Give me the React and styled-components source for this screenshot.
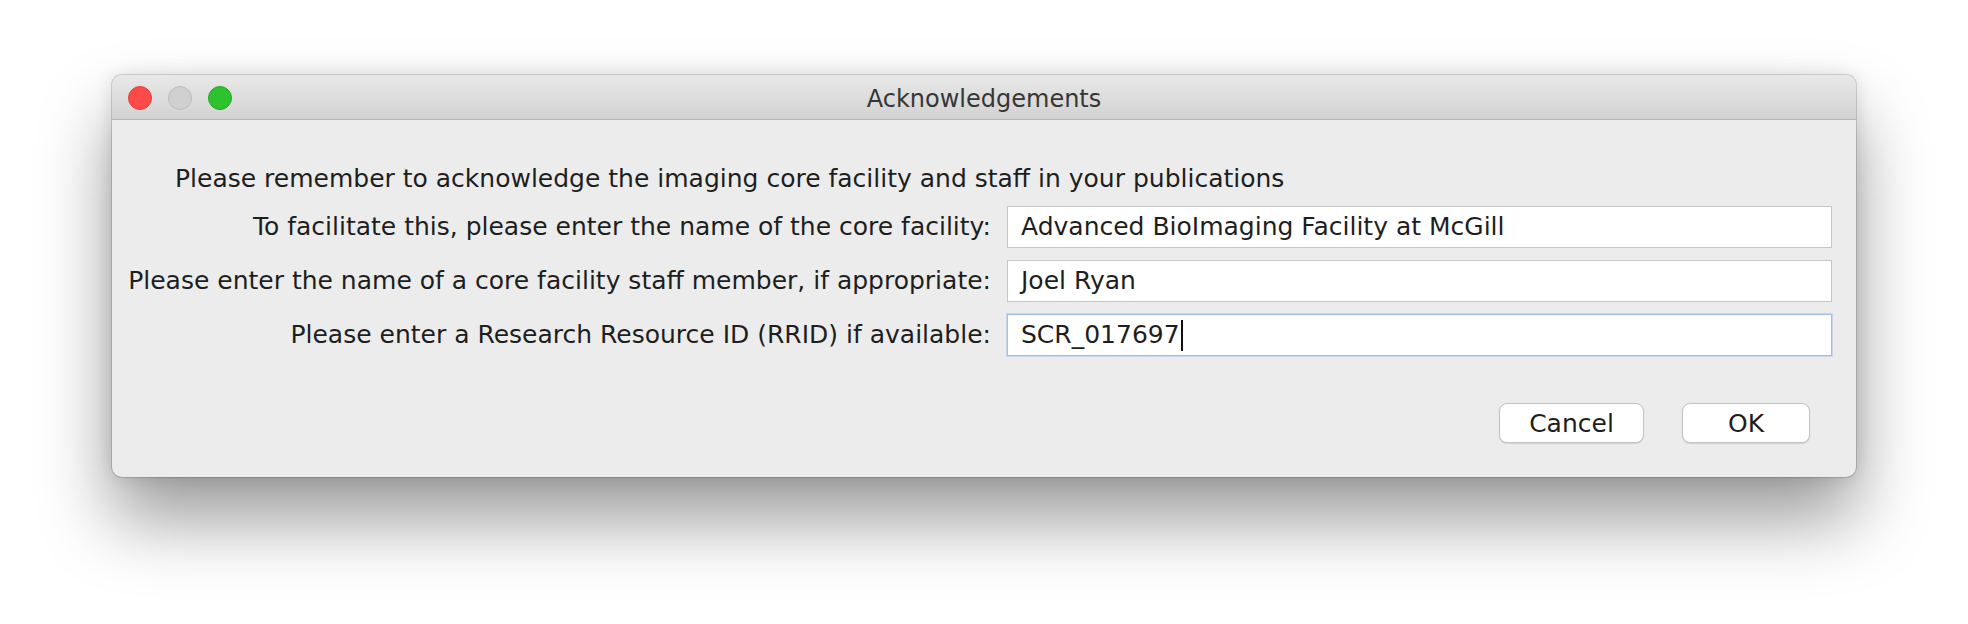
import styled, { createGlobalStyle } from "styled-components";

const GlobalStyle = createGlobalStyle`
  html, body {
    margin: 0;
    padding: 0;
    background: #ffffff;
  }
  body {
    font-family: "DejaVu Sans", "Liberation Sans", sans-serif;
    color: #1e1e1e;
  }
`;

const fields = [
  {
    label: "To facilitate this, please enter the name of the core facility:",
    value: "Advanced BioImaging Facility at McGill",
  },
  {
    label: "Please enter the name of a core facility staff member, if appropriate:",
    value: "Joel Ryan",
  },
  {
    label: "Please enter a Research Resource ID (RRID) if available:",
    value: "SCR_017697",
    focused: true,
  },
];

const App = () => {
  return (
    <StyledPage>
      <GlobalStyle />
      <StyledWindow>
        <StyledTitleBar>
          <StyledLights>
            <StyledLight $color="#ff4b47" $border="#e0403c" />
            <StyledLight $color="#d0d0d0" $border="#bcbcbc" />
            <StyledLight $color="#2fc22f" $border="#27a627" />
          </StyledLights>
          <StyledTitle>Acknowledgements</StyledTitle>
        </StyledTitleBar>
        <StyledBody>
          <StyledIntro>
            Please remember to acknowledge the imaging core facility and staff
            in your publications
          </StyledIntro>
          <StyledForm>
            {fields.map((f) => (
              <StyledRow key={f.label}>
                <StyledLabel>{f.label}</StyledLabel>
                <StyledField $focused={f.focused}>
                  {f.value}
                  {f.focused && <StyledCaret />}
                </StyledField>
              </StyledRow>
            ))}
          </StyledForm>
          <StyledButtons>
            <StyledButton $width={145}>Cancel</StyledButton>
            <StyledButton $width={128}>OK</StyledButton>
          </StyledButtons>
        </StyledBody>
      </StyledWindow>
    </StyledPage>
  );
};

const StyledPage = styled.div`
  width: 1968px;
  height: 624px;
  padding: 75px 0 0 112px;
  box-sizing: border-box;
  overflow: hidden;
`;

const StyledWindow = styled.div`
  width: 1744px;
  height: 402px;
  border-radius: 10px;
  background: #ececec;
  overflow: hidden;
  box-shadow: 0 42px 72px rgba(0, 0, 0, 0.4), 0 0 18px rgba(0, 0, 0, 0.12),
    0 0 0 1px rgba(0, 0, 0, 0.14);
  display: flex;
  flex-direction: column;
`;

const StyledTitleBar = styled.div`
  height: 44px;
  flex: none;
  display: flex;
  align-items: center;
  justify-content: center;
  position: relative;
  background: linear-gradient(#e8e8e8, #d2d2d2);
  border-bottom: 1px solid #b3b3b3;
`;

const StyledLights = styled.div`
  position: absolute;
  left: 16px;
  top: 11px;
  display: flex;
  gap: 16px;
`;

const StyledLight = styled.div`
  width: 24px;
  height: 24px;
  border-radius: 50%;
  box-sizing: border-box;
  background: ${(p) => p.$color};
  border: 1px solid ${(p) => p.$border};
`;

const StyledTitle = styled.div`
  font-size: 24px;
  line-height: 28px;
  padding-top: 3px;
  color: #363636;
`;

const StyledBody = styled.div`
  flex: 1;
  display: flex;
  flex-direction: column;
  padding: 44px 24px 0 23px;
  font-size: 25px;
  line-height: 30px;
`;

const StyledIntro = styled.div`
  padding-left: 40px;
  white-space: nowrap;
`;

const StyledForm = styled.div`
  margin-top: 12px;
  display: flex;
  flex-direction: column;
  gap: 12px;
`;

const StyledRow = styled.div`
  display: grid;
  grid-template-columns: 856px 1fr;
  column-gap: 16px;
  align-items: center;
`;

const StyledLabel = styled.div`
  display: flex;
  justify-content: flex-end;
  white-space: nowrap;
`;

const StyledField = styled.div`
  height: 42px;
  box-sizing: border-box;
  background: #ffffff;
  border: 1px solid ${(p) => (p.$focused ? "#9ebfe9" : "#c6c6c6")};
  box-shadow: ${(p) =>
    p.$focused ? "0 0 0 1px rgba(158, 191, 233, 0.45)" : "none"};
  padding: 0 13px;
  display: flex;
  align-items: center;
  white-space: nowrap;
`;

const StyledCaret = styled.span`
  display: inline-block;
  width: 2px;
  height: 31px;
  margin-left: 1px;
  background: #111111;
`;

const StyledButtons = styled.div`
  margin-top: 47px;
  display: flex;
  justify-content: flex-end;
  gap: 38px;
  padding-right: 22px;
`;

const StyledButton = styled.button`
  width: ${(p) => p.$width}px;
  height: 40px;
  border-radius: 8px;
  border: 1px solid #c2c2c2;
  background: #ffffff;
  box-shadow: 0 1px 1px rgba(0, 0, 0, 0.12);
  font-family: inherit;
  font-size: 25px;
  color: #1e1e1e;
  padding: 0;
  cursor: pointer;
`;

export default App;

:: REQUEST ::
For the listing above, identify each line bearing "this".

:: CORRECT OUTPUT ::
Give me the React and styled-components source for this screenshot.
    label: "To facilitate this, please enter the name of the core facility:",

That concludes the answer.